この時点で今朝、剱沢キャンプ場をスタートしてから約5時間経っています。
しかも、背中には小学校低学年の男子生徒を担いでいます・・・・・
あ、
いや
小学校低学年の男子生徒と同じくらいの重量のバックパックが・・・・・(笑)

なんなんだよ~この急坂は~
ふざけんなよ~
最後の最後でこれかよ~

5時間以上歩いてきて、神の存在も感じて
小学校低学年の男子生徒も背負って(笑)
頑張ってきたのに~
膝が壊れるくらいの急坂を最後に用意している立山の神って~もう~!

なんて悪態はついてはなりません。
すべては神の御心、神の思し召しなのです。
わたしはこの立山縦走で改心し生まれ変わったので決して上記のようなおぞましい言葉を発することはありませんでした。
アーメン・・・・・・

ここまであまり無かった道標に少し安堵の気持ちが。
やはりただでさえ心細くなる山中。道標や標識で人の存在(ここまで人は来ているのだ)というのは本当に救われます。

自分が歩いて来た道とは正反対のほのぼのとした雰囲気で一気に脱力します。それだけ緊張感を強いられたということでしょうか?

下山道を振り返ります。ゴロゴロの岩が浮石だったり、滑る岩だったりと神経を使う下山路でした。

この辺りの足場はまだ然程良くはありませんが、それでもえげつない急坂とかではなので平和な道を進みます。


やっと室堂の整備された石畳が。

歩いて来た稜線は遥か上空に。

今日一日のハイライトのような景色です。ついさっきまであの稜線上を歩いていましたから。

やっと人口建造物が見えてきて、「もう何があっても大丈夫」という解放感と安堵感に包まれます。

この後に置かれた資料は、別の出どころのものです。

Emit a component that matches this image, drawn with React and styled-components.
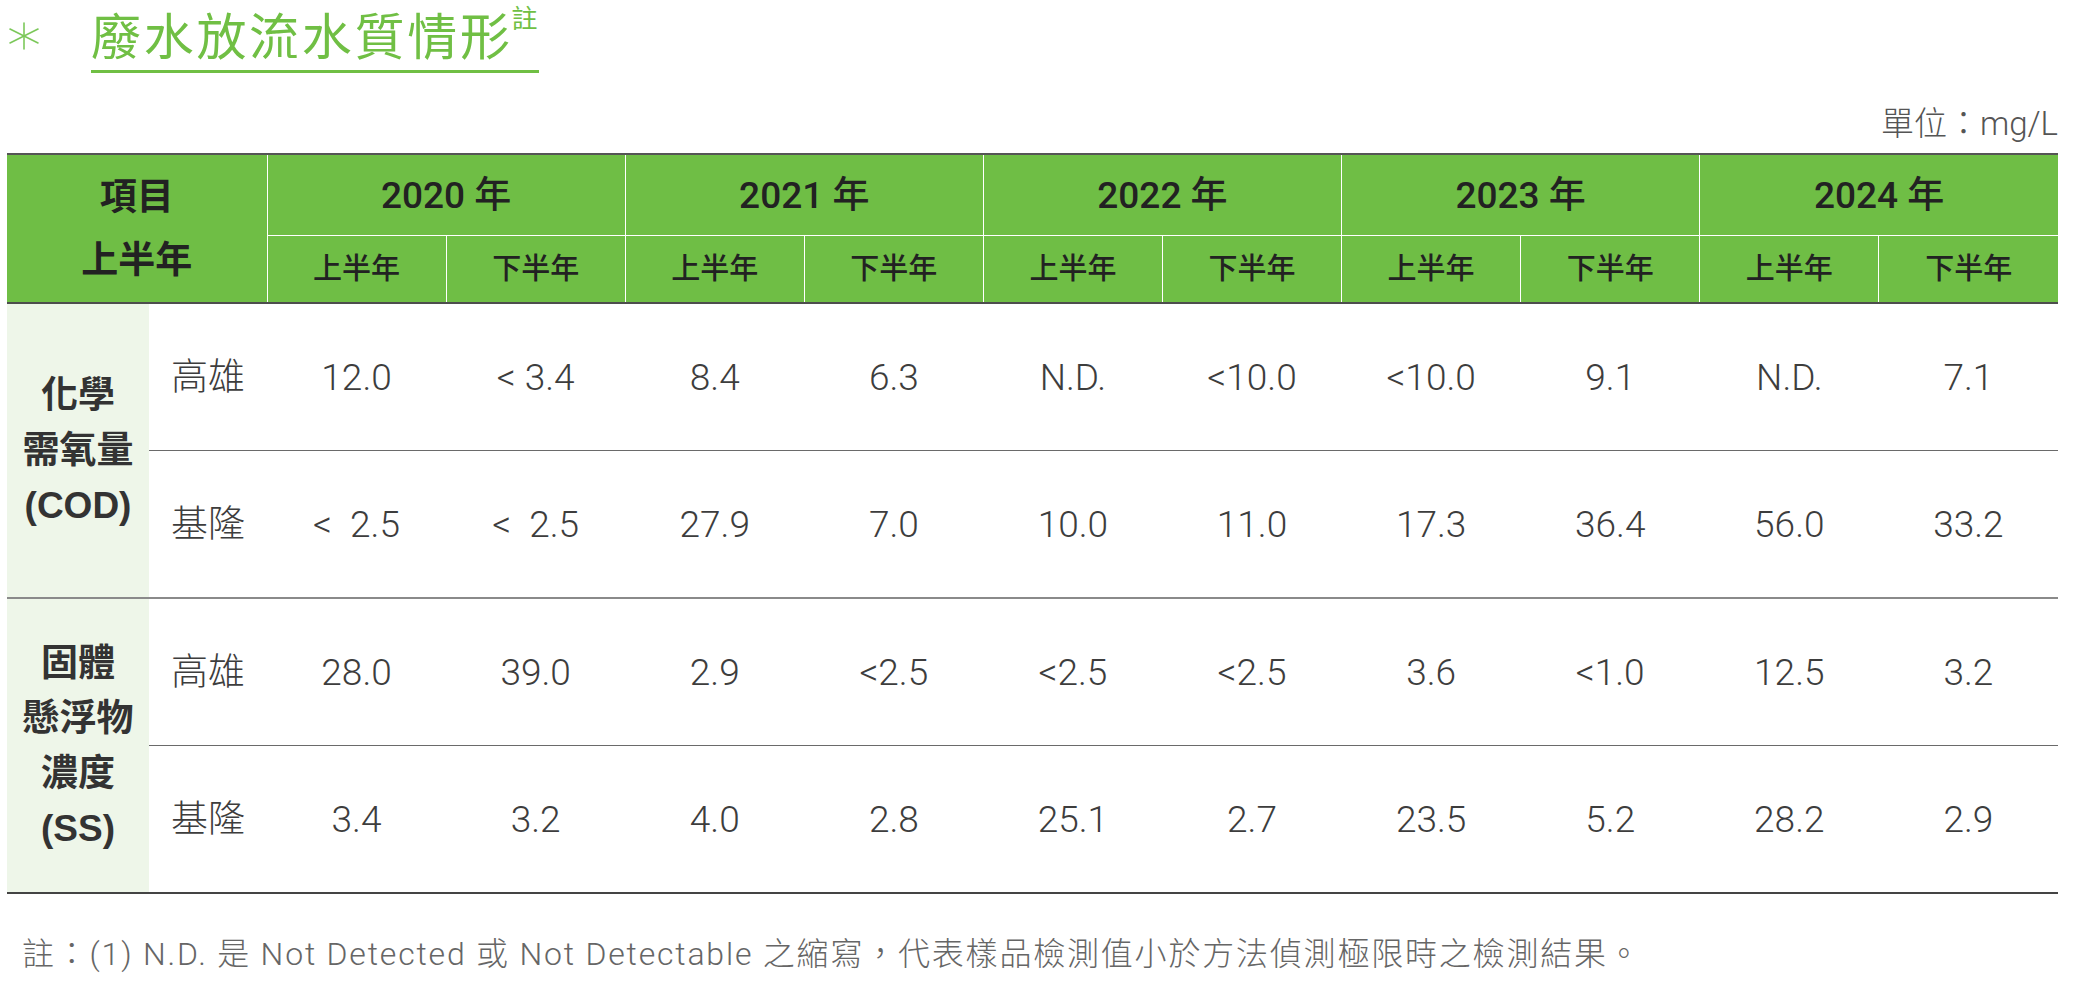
import React from "react";
import styled, { createGlobalStyle } from "styled-components";

const GREEN = "#70bf44";
const HEAD_BG = "#6fbe45";

const GlobalStyle = createGlobalStyle`
  html, body { margin: 0; padding: 0; background: #ffffff; }
  body {
    width: 2073px;
    height: 985px;
    overflow: hidden;
    font-family: Roboto, "Noto Sans CJK TC", sans-serif;
  }
`;

const Page = styled.div`
  width: 2073px;
  display: flex;
  flex-direction: column;
`;

const TitleRow = styled.div`
  display: flex;
  align-items: flex-start;
`;

const Star = styled.svg`
  flex: none;
  width: 32px;
  height: 32px;
  margin: 20px 0 0 8px;
`;

const TitleBlock = styled.div`
  display: flex;
  align-items: flex-start;
  margin-left: 51px;
  padding: 8px 1px 12px 0;
  border-bottom: 3px solid ${GREEN};
`;

const Title = styled.h1`
  margin: 0;
  font: 400 50px/1 "Noto Sans CJK TC", sans-serif;
  letter-spacing: 2.7px;
  color: ${GREEN};
`;

const Sup = styled.span`
  margin: -4px 0 0 -1px;
  font: 400 26px/1 "Noto Sans CJK TC", sans-serif;
  color: ${GREEN};
`;

const UnitRow = styled.div`
  display: flex;
  justify-content: flex-end;
  margin-top: 34px;
  padding-right: 15px;
  font: 300 33px/1 Roboto, "Noto Sans CJK TC", sans-serif;
  color: #555555;
`;

const Table = styled.table`
  margin: 13px 0 0 7px;
  width: 2051px;
  border-collapse: collapse;
  table-layout: fixed;
  border-top: 2px solid #555555;
`;

const HeadCell = styled.th`
  padding: 0;
  background: ${HEAD_BG};
  color: #222222;
  text-align: center;
  vertical-align: middle;
  border-left: 1px solid #ffffff;
  border-bottom: ${(p) => (p.$bottom ? "2px solid #4d4d4d" : "1px solid #ffffff")};
  font-family: Roboto, "Noto Sans CJK TC", sans-serif;
  font-weight: 500;
  font-size: ${(p) => p.$size}px;
  line-height: 1;
  height: ${(p) => p.$h}px;
`;

const ItemHead = styled.th`
  padding: 0;
  background: ${HEAD_BG};
  color: #222222;
  text-align: center;
  vertical-align: middle;
  border-bottom: 2px solid #4d4d4d;
  font: 700 37px/63px "Liberation Sans", "Noto Sans CJK TC", sans-serif;
`;

const Line = styled.div`
  display: block;
`;

const CatCell = styled.td`
  padding: 0;
  background: #eef6e9;
  color: #333333;
  text-align: center;
  vertical-align: middle;
  border-bottom: ${(p) => (p.$last ? "2px solid #444444" : "2px solid #8a8a8a")};
  font: 700 37px/55px "Liberation Sans", "Noto Sans CJK TC", sans-serif;
`;

const DataCell = styled.td`
  padding: 0;
  height: ${(p) => p.$h}px;
  color: #3d3d3d;
  text-align: center;
  vertical-align: middle;
  white-space: pre;
  font: 300 37px/1 Roboto, "Noto Sans CJK TC", sans-serif;
  border-bottom: ${(p) =>
    p.$groupEnd
      ? p.$last
        ? "2px solid #444444"
        : "2px solid #8a8a8a"
      : "1px solid #6a6a6a"};
`;

const Note = styled.p`
  margin: 44px 0 0 22px;
  font: 300 32px/1 Roboto, "Noto Sans CJK TC", sans-serif;
  color: #666666;
  letter-spacing: 1.8px;
  white-space: nowrap;
`;

const years = ["2020", "2021", "2022", "2023", "2024"];

const groups = [
  {
    label: ["化學", "需氧量", "(COD)"],
    rows: [
      ["高雄", ["12.0", "< 3.4", "8.4", "6.3", "N.D.", "<10.0", "<10.0", "9.1", "N.D.", "7.1"]],
      ["基隆", ["<  2.5", "<  2.5", "27.9", "7.0", "10.0", "11.0", "17.3", "36.4", "56.0", "33.2"]],
    ],
  },
  {
    label: ["固體", "懸浮物", "濃度", "(SS)"],
    rows: [
      ["高雄", ["28.0", "39.0", "2.9", "<2.5", "<2.5", "<2.5", "3.6", "<1.0", "12.5", "3.2"]],
      ["基隆", ["3.4", "3.2", "4.0", "2.8", "25.1", "2.7", "23.5", "5.2", "28.2", "2.9"]],
    ],
  },
];

function StarIcon() {
  return (
    <Star viewBox="0 0 32 32" aria-hidden="true">
      <g stroke="#7cc85a" strokeWidth="1.6" strokeLinecap="round">
        <line x1="16" y1="3" x2="16" y2="29" />
        <line x1="2" y1="9" x2="30" y2="23" />
        <line x1="2" y1="23" x2="30" y2="9" />
      </g>
    </Star>
  );
}

export default function App() {
  return (
    <Page>
      <GlobalStyle />
      <TitleRow>
        <StarIcon />
        <TitleBlock>
          <Title>廢水放流水質情形</Title>
          <Sup>註</Sup>
        </TitleBlock>
      </TitleRow>
      <UnitRow>單位：mg/L</UnitRow>
      <Table>
        <colgroup>
          <col style={{ width: 142 }} />
          <col style={{ width: 118 }} />
          {Array.from({ length: 10 }).map((_, i) => (
            <col key={i} />
          ))}
        </colgroup>
        <thead>
          <tr>
            <ItemHead colSpan={2} rowSpan={2}>
              <Line>項目</Line>
              <Line>上半年</Line>
            </ItemHead>
            {years.map((y) => (
              <HeadCell key={y} colSpan={2} $size={37} $h={80}>
                {y} 年
              </HeadCell>
            ))}
          </tr>
          <tr>
            {years.map((y) => (
              <React.Fragment key={y}>
                <HeadCell $size={29} $h={66} $bottom>
                  上半年
                </HeadCell>
                <HeadCell $size={29} $h={66} $bottom>
                  下半年
                </HeadCell>
              </React.Fragment>
            ))}
          </tr>
        </thead>
        <tbody>
          {groups.map((g, gi) =>
            g.rows.map(([site, vals], ri) => {
              const groupEnd = ri === g.rows.length - 1;
              const last = gi === groups.length - 1;
              return (
                <tr key={`${gi}-${ri}`}>
                  {ri === 0 && (
                    <CatCell rowSpan={g.rows.length} $last={last}>
                      {g.label.map((l) => (
                        <Line key={l}>{l}</Line>
                      ))}
                    </CatCell>
                  )}
                  <DataCell $h={146} $groupEnd={groupEnd} $last={last}>
                    {site}
                  </DataCell>
                  {vals.map((v, vi) => (
                    <DataCell key={vi} $h={146} $groupEnd={groupEnd} $last={last}>
                      {v}
                    </DataCell>
                  ))}
                </tr>
              );
            })
          )}
        </tbody>
      </Table>
      <Note>
        註：(1) N.D. 是 Not Detected 或 Not Detectable 之縮寫，代表樣品檢測值小於方法偵測極限時之檢測結果。
      </Note>
    </Page>
  );
}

ミヤマタンポポも最盛期。下山を見守ってくれているようで・・・・・と、なんでも自分本位に考えるくらい登山中の緊張感って凄いんでしょうね。

無事に室堂ターミナルに戻ってくることができまして・・・・・・
まずは、おつおつかれの地ビールをば!
プハ~
生きててよかったー!!(笑)

行きに見た「立山」の文字も、心なしか輝いて、そして霞んでいるようにも見えます・・・・・泣いてなんかないやい!

室堂平を行きと同じ方向へ進み、みくりが温泉にやってきました。

ここで地獄谷から湧く源泉100%の温泉で2日間の汗を流させていただきました。
古くから日本の地獄は立山にあると信じられてきましたが、地獄から湧きたつ温泉は最高だったわけで・・・・・
逆に「浄土」である浄土山からの降りでは浮石・段差地獄に遭いホントの地獄を体験しちゃいまして、その後に本来恐れられていた地獄の象徴である地獄谷の源泉を堪能・・・・・地獄もそうそう悪いものでもなくて、世の中そう捨てたものでもないなぁ~なんて(コラ)

温泉を堪能して戻ってきた室堂からの立山は厚い雲に覆われ始めてしましました。
結果的にスタートを早め、午前中のうちに立山縦走を終えられたのは良かったと思います。